> **SUPPLIED INFORMATION**
-*-

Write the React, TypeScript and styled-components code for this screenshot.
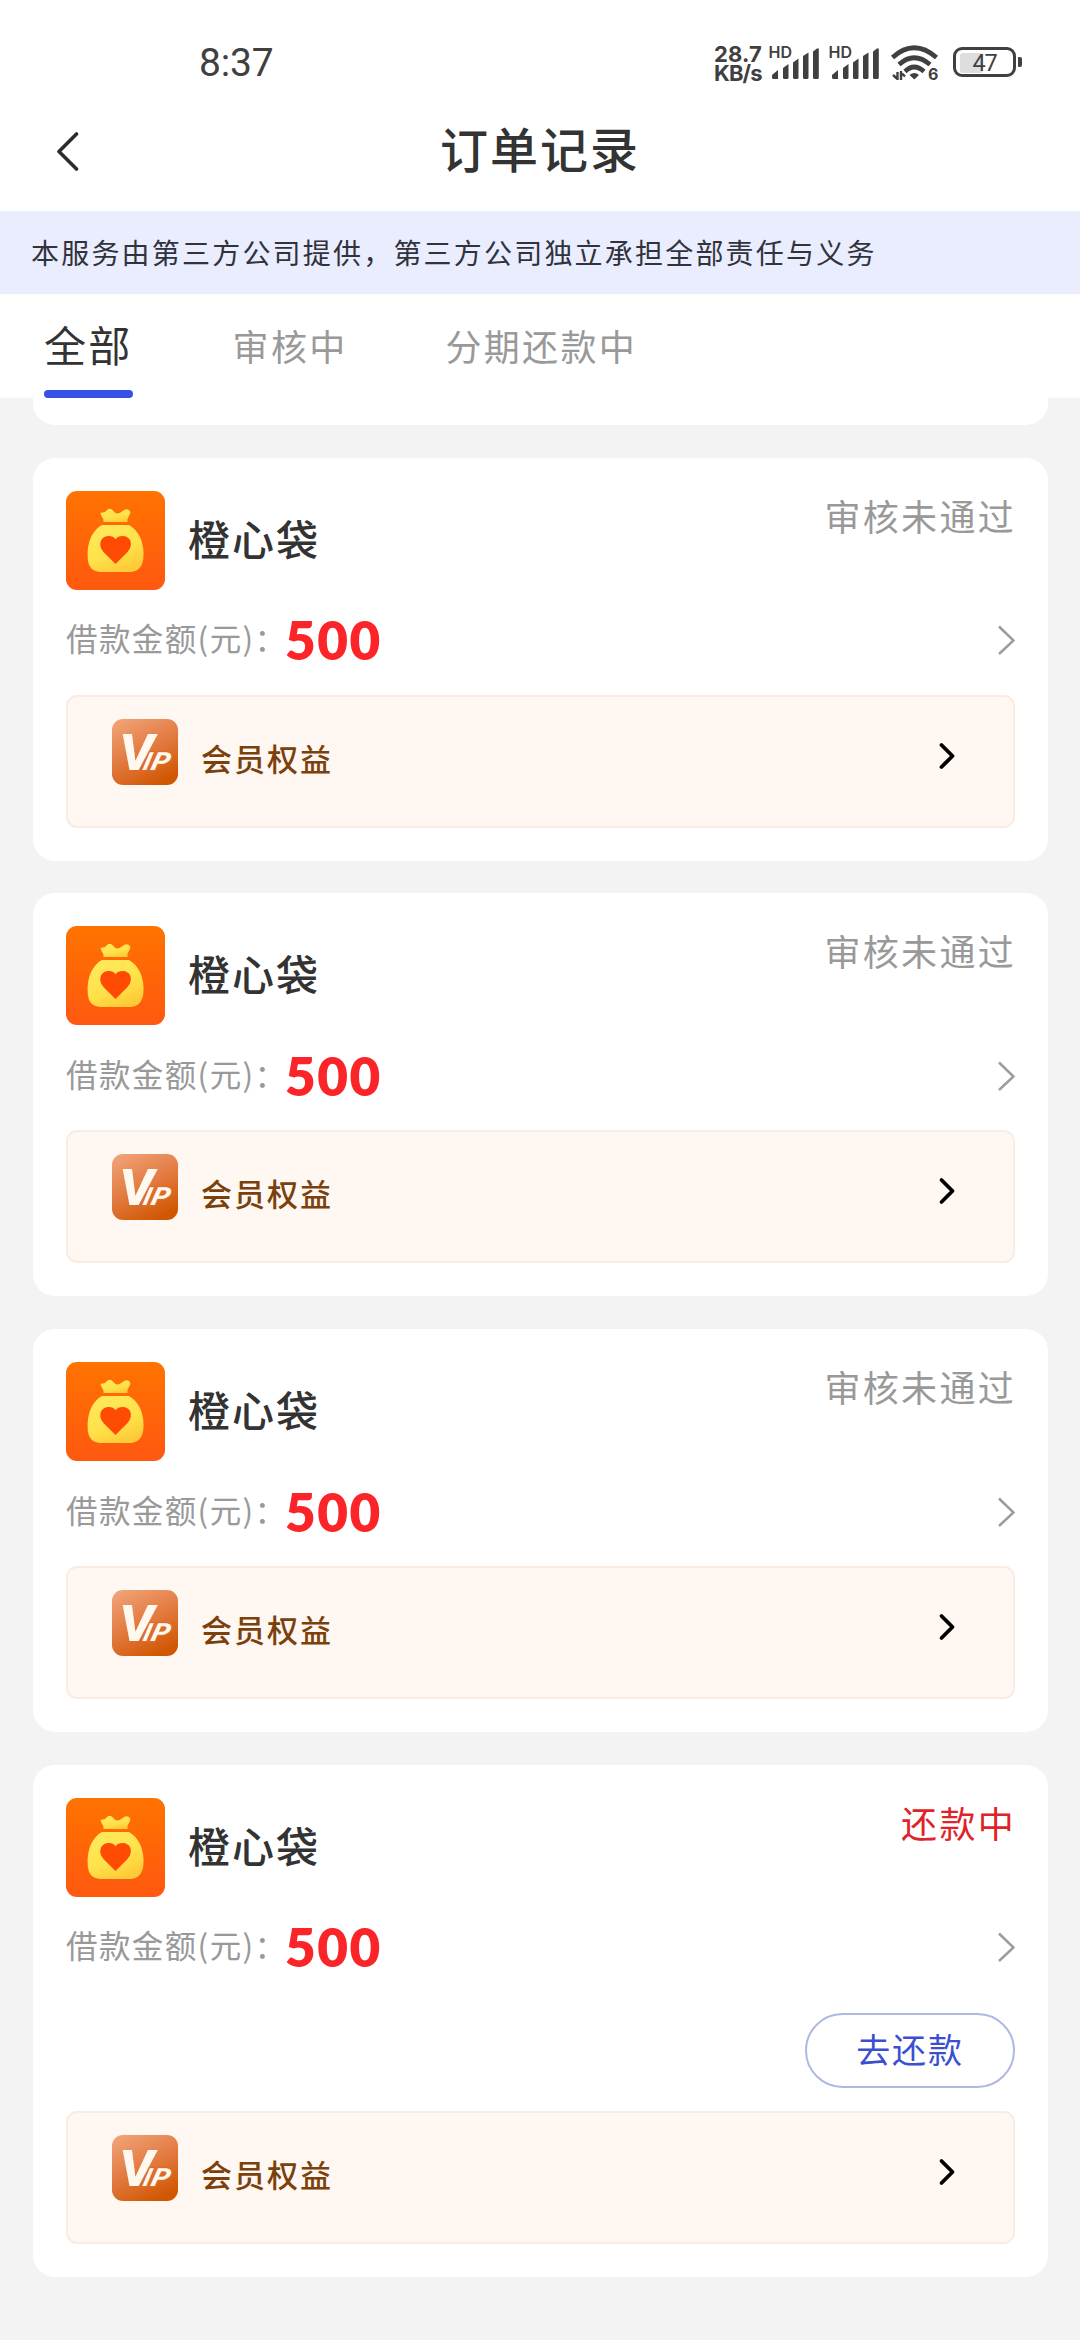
import React from "react";
import styled, { createGlobalStyle } from "styled-components";

const GlobalStyle = createGlobalStyle`
  * { box-sizing: border-box; }
  body {
    margin: 0;
    background: #f3f3f3;
    font-family: "Noto Sans CJK SC", "Noto Sans", sans-serif;
    color: #333;
  }
`;

const Page = styled.div`
  width: 1080px;
  height: 2340px;
  overflow: hidden;
  display: flex;
  flex-direction: column;
  background: #f3f3f3;
`;

const StatusBar = styled.div`
  height: 100px;
  padding: 24px 58px 0 199px;
  display: flex;
  align-items: center;
  justify-content: space-between;
  background: #fff;
  color: #404040;
`;

const Clock = styled.span`
  padding-top: 2px;
  font: 400 39px/46px Roboto, sans-serif;
  letter-spacing: -0.2px;
`;

const Indicators = styled.div`
  display: flex;
  align-items: center;
`;

const NetSpeed = styled.div`
  width: 55px;
  padding-top: 3px;
  font: 700 22px/19px Inter, sans-serif;
  white-space: nowrap;
`;

const SpeedLine = styled.div<{ $spacing: number }>`
  letter-spacing: ${(p) => p.$spacing}px;
`;

const Signal = styled.svg`
  width: 60px;
  height: 36px;
  overflow: visible;
`;

const Wifi = styled.svg`
  width: 50px;
  height: 36px;
  margin-left: 2px;
  overflow: visible;
`;

const Battery = styled.div`
  display: flex;
  align-items: center;
  margin-left: 12px;
`;

const BatteryShell = styled.div`
  width: 63px;
  height: 30px;
  border: 3px solid #404040;
  border-radius: 9px;
  padding: 2.5px 4px;
  display: grid;
`;

const BatteryCharge = styled.div`
  grid-area: 1 / 1;
  width: 23px;
  background: #dedede;
  border-radius: 3px;
`;

const BatteryText = styled.span`
  grid-area: 1 / 1;
  text-align: center;
  font: 400 23.5px/20px Roboto, sans-serif;
  letter-spacing: -1.2px;
`;

const BatteryNub = styled.div`
  width: 4px;
  height: 10px;
  margin-left: 2px;
  border-radius: 1px 2px 2px 1px;
  background: #404040;
`;

const NavBar = styled.header`
  height: 111px;
  padding: 0 54px 10px;
  display: grid;
  grid-template-columns: 80px 1fr 80px;
  align-items: center;
  background: #fff;
`;

const BackIcon = styled.svg`
  width: 28px;
  height: 40px;
`;

const NavTitle = styled.h1`
  margin: 0;
  padding-bottom: 8px;
  text-align: center;
  font-size: 48px;
  font-weight: 500;
  line-height: 60px;
  letter-spacing: 2px;
`;

const Notice = styled.div`
  height: 83px;
  padding: 0 31px;
  font-size: 28px;
  line-height: 82px;
  letter-spacing: 2.2px;
  white-space: nowrap;
  color: #30323c;
  background: #e9edfd;
`;

const Tabs = styled.nav`
  height: 104px;
  padding-left: 44px;
  display: flex;
  background: #fff;
`;

const Tab = styled.div<{ $active?: boolean }>`
  display: flex;
  flex-direction: column;
  justify-content: space-between;
  margin-right: ${(p) => (p.$active ? 100 : 98)}px;
  font-size: ${(p) => (p.$active ? 42 : 36)}px;
  line-height: ${(p) => (p.$active ? 99 : 102)}px;
  letter-spacing: 2.3px;
  color: ${(p) => (p.$active ? "#333" : "#999")};
  white-space: nowrap;
`;

const TabLabel = styled.span`
  height: 96px;
`;

const TabLine = styled.span`
  height: 8px;
  border-radius: 4px;
  background: #3551e6;
`;

const List = styled.main`
  padding: 0 32px 0 33px;
  display: flex;
  flex-direction: column;
  gap: 32.7px;
`;

const ScrolledCard = styled.div`
  height: 27px;
  border-radius: 0 0 22px 22px;
  background: #fff;
`;

const Card = styled.section`
  padding: 33px;
  border-radius: 22px;
  background: #fff;
  display: flex;
  flex-direction: column;
`;

const CardHead = styled.div`
  height: 99px;
  display: flex;
  align-items: center;
`;

const ProductLogo = styled.svg`
  width: 99px;
  height: 99px;
`;

const ProductName = styled.h2`
  margin: 0;
  padding: 0 0 5px 23px;
  flex: 1;
  font-size: 42px;
  font-weight: 500;
  line-height: 60px;
  letter-spacing: 2px;
`;

const Status = styled.span<{ $active?: boolean }>`
  align-self: flex-start;
  font-size: 36px;
  line-height: 48px;
  letter-spacing: 2.3px;
  margin-right: -1px;
  color: ${(p) => (p.$active ? "#e02229" : "#999")};
`;

const AmountRow = styled.div`
  height: 105px;
  padding-bottom: 4px;
  display: flex;
  align-items: center;
`;

const AmountLabel = styled.span`
  padding-bottom: 6px;
  font-size: 31.5px;
  line-height: 40px;
  letter-spacing: 1.4px;
  color: #999;
  width: 219px;
  white-space: nowrap;
`;

const Amount = styled.span`
  flex: 1;
  font: 800 53px/60px Lato, sans-serif;
  letter-spacing: 1.5px;
  color: #fb2428;
`;

const RowArrow = styled.svg`
  width: 18px;
  height: 30px;
`;

const Actions = styled.div`
  height: 109px;
  padding-top: 11px;
  display: flex;
  justify-content: flex-end;
  align-items: flex-start;
`;

const PayButton = styled.button`
  width: 210px;
  height: 75px;
  padding: 0 0 4px;
  border: 2px solid #aeb8e0;
  border-radius: 38px;
  background: #fff;
  color: #3a50cf;
  font: inherit;
  font-size: 34px;
  letter-spacing: 1.8px;
`;

const VipPanel = styled.div`
  height: 133px;
  padding: 22px 56px 0 44px;
  display: flex;
  align-items: flex-start;
  border: 2px solid #fbece3;
  border-radius: 11px;
  background: #fff7f1;
`;

const VipLogo = styled.svg`
  width: 66px;
  height: 66px;
`;

const VipLabel = styled.span`
  flex: 1;
  padding-left: 23px;
  font-size: 31px;
  font-weight: 500;
  line-height: 77px;
  letter-spacing: 2px;
  color: #7b410c;
`;

const VipArrow = styled.svg`
  width: 20px;
  height: 30px;
  margin-top: 22px;
`;

function SignalBars() {
  return (
    <Signal viewBox="0 0 60 36">
      <text x="-0.5" y="13.500" fontFamily="Inter" fontSize="16" fontWeight="600" fill="#404040">HD</text>
      <g fill="#404040">
        <path d="M3 33v-2l6-5v9H4q-1 0-1-2z" />
        <path d="M14 24l5.500-4v13.500q0 1.500-1.500 1.500h-2.500q-1.500 0-1.500-1.500z" />
        <path d="M24 18.500l5.500-4v19q0 1.500-1.500 1.500h-2.500q-1.500 0-1.500-1.500z" />
        <path d="M34 12l5.500-3.500v25q0 1.500-1.500 1.500h-2.500q-1.500 0-1.500-1.500z" />
        <path d="M44 7.500l4-3q1.800-1 1.800 1v28q0 1.500-1.500 1.500h-2.800q-1.500 0-1.500-1.500z" />
      </g>
    </Signal>
  );
}

function WifiSix() {
  return (
    <Wifi viewBox="0 0 50 36">
      <g fill="none" stroke="#404040" strokeWidth="4.700">
        <path d="M1.500 13.500Q23 -6 45.500 13.500" />
        <path d="M8 20.500Q23 7 39 20.500" />
        <path d="M14 27.500Q23 18.500 33 27.500" />
      </g>
      <path d="M18.500 31q5-4 9.500 0l-4.700 4.500z" fill="#404040" />
      <path d="M6.500 36v-8M6.500 35l-4.500-4M10 27v9M10 28.500l4 4" fill="none" stroke="#404040" strokeWidth="2.400" />
      <text x="37" y="36" fontFamily="Inter" fontSize="16" fontWeight="700" fill="#404040">6</text>
    </Wifi>
  );
}

function MoneyBag() {
  return (
    <ProductLogo viewBox="0 0 99 99">
      <defs>
        <linearGradient id="bagBack" x1="0" y1="0" x2="0" y2="1">
          <stop offset="0" stopColor="#ff7300" />
          <stop offset="1" stopColor="#ff5810" />
        </linearGradient>
        <linearGradient id="bagFill" x1="0.1" y1="0" x2="0.6" y2="1">
          <stop offset="0" stopColor="#ffe95c" />
          <stop offset="0.6" stopColor="#ffe24a" />
          <stop offset="1" stopColor="#fecb38" />
        </linearGradient>
      </defs>
      <rect width="99" height="99" rx="11" fill="url(#bagBack)" />
      <path
        d="M37.500 31V28.500L34.800 23.500Q34 21 37 21.500Q39 21.500 41 19Q44 16.500 47 19.500Q50 24 54 21.800L58.500 18.800Q62 17.500 64 20Q65 22 63.500 24L61.500 28V31Z"
        fill="url(#bagFill)"
      />
      <path
        d="M36 34H63Q69 37 74 46Q78.500 56 77.300 68Q75.500 80.500 64 81H34Q23 80 21.800 69Q20.500 55 25.500 45Q30 37 36 34Z"
        fill="url(#bagFill)"
      />
      <path
        d="M49.500 73L37.500 61Q32.500 55.500 35 49.500Q37.500 44.800 43 45Q47 45 49.500 48.200Q52 45 56.500 45Q62 45 64.300 49.500Q66.500 55.500 61.500 61Z"
        fill="#ff4a04"
      />
    </ProductLogo>
  );
}

function VipBadge() {
  return (
    <VipLogo viewBox="0 0 66 66">
      <defs>
        <linearGradient id="vipBack" x1="0.2" y1="0" x2="0.7" y2="1">
          <stop offset="0" stopColor="#f0a074" />
          <stop offset="0.5" stopColor="#e27a40" />
          <stop offset="1" stopColor="#d05600" />
        </linearGradient>
      </defs>
      <rect width="66" height="66" rx="11" fill="url(#vipBack)" />
      <g fill="#fff8ee" fontFamily="Roboto" fontStyle="italic">
        <text x="7" y="51" fontSize="50" fontWeight="800" textLength="35" lengthAdjust="spacingAndGlyphs">V</text>
        <g stroke="#dc6c2c" strokeWidth="2.500" style={{ paintOrder: "stroke" }}>
          <text x="0" y="0" fontSize="25" fontWeight="800" transform="translate(30 51) skewX(-14)">I</text>
          <text x="0" y="0" fontSize="25" fontWeight="800" textLength="18" lengthAdjust="spacingAndGlyphs" transform="translate(38 51) skewX(-14)">P</text>
        </g>
      </g>
    </VipLogo>
  );
}

function OrderCard({ status, repaying }: { status: string; repaying?: boolean }) {
  return (
    <Card>
      <CardHead>
        <MoneyBag />
        <ProductName>橙心袋</ProductName>
        <Status $active={repaying}>{status}</Status>
      </CardHead>
      <AmountRow>
        <AmountLabel>借款金额(元)：</AmountLabel>
        <Amount>500</Amount>
        <RowArrow viewBox="0 0 18 30" fill="none" stroke="#9c9c9c" strokeWidth="2.500">
          <path d="M2 1.500L16.500 15.500L2 29" />
        </RowArrow>
      </AmountRow>
      {repaying && (
        <Actions>
          <PayButton>去还款</PayButton>
        </Actions>
      )}
      <VipPanel>
        <VipBadge />
        <VipLabel>会员权益</VipLabel>
        <VipArrow viewBox="0 0 20 30" fill="none" stroke="#000" strokeWidth="3.800" strokeLinecap="round" strokeLinejoin="round">
          <path d="M4.500 4L15.500 15L4.500 26" />
        </VipArrow>
      </VipPanel>
    </Card>
  );
}

export default function App() {
  return (
    <Page>
      <GlobalStyle />
      <StatusBar>
        <Clock>8:37</Clock>
        <Indicators>
          <NetSpeed>
            <SpeedLine $spacing={0.2}>28.7</SpeedLine>
            <SpeedLine $spacing={-0.9}>KB/s</SpeedLine>
          </NetSpeed>
          <SignalBars />
          <SignalBars />
          <WifiSix />
          <Battery>
            <BatteryShell>
              <BatteryCharge />
              <BatteryText>47</BatteryText>
            </BatteryShell>
            <BatteryNub />
          </Battery>
        </Indicators>
      </StatusBar>
      <NavBar>
        <BackIcon viewBox="0 0 28 40" fill="none" stroke="#2c2c2c" strokeWidth="3.600" strokeLinecap="round" strokeLinejoin="round">
          <path d="M22.500 3L5 20.500L22.500 38" />
        </BackIcon>
        <NavTitle>订单记录</NavTitle>
      </NavBar>
      <Notice>本服务由第三方公司提供，第三方公司独立承担全部责任与义务</Notice>
      <Tabs>
        <Tab $active>
          <TabLabel>全部</TabLabel>
          <TabLine />
        </Tab>
        <Tab>
          <TabLabel>审核中</TabLabel>
        </Tab>
        <Tab>
          <TabLabel>分期还款中</TabLabel>
        </Tab>
      </Tabs>
      <List>
        <ScrolledCard />
        <OrderCard status="审核未通过" />
        <OrderCard status="审核未通过" />
        <OrderCard status="审核未通过" />
        <OrderCard status="还款中" repaying />
      </List>
    </Page>
  );
}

-*-

> **THE EXERCISE**
State only the count of lines above that hold the string "components".

> **WRITTEN SOLUTION**
2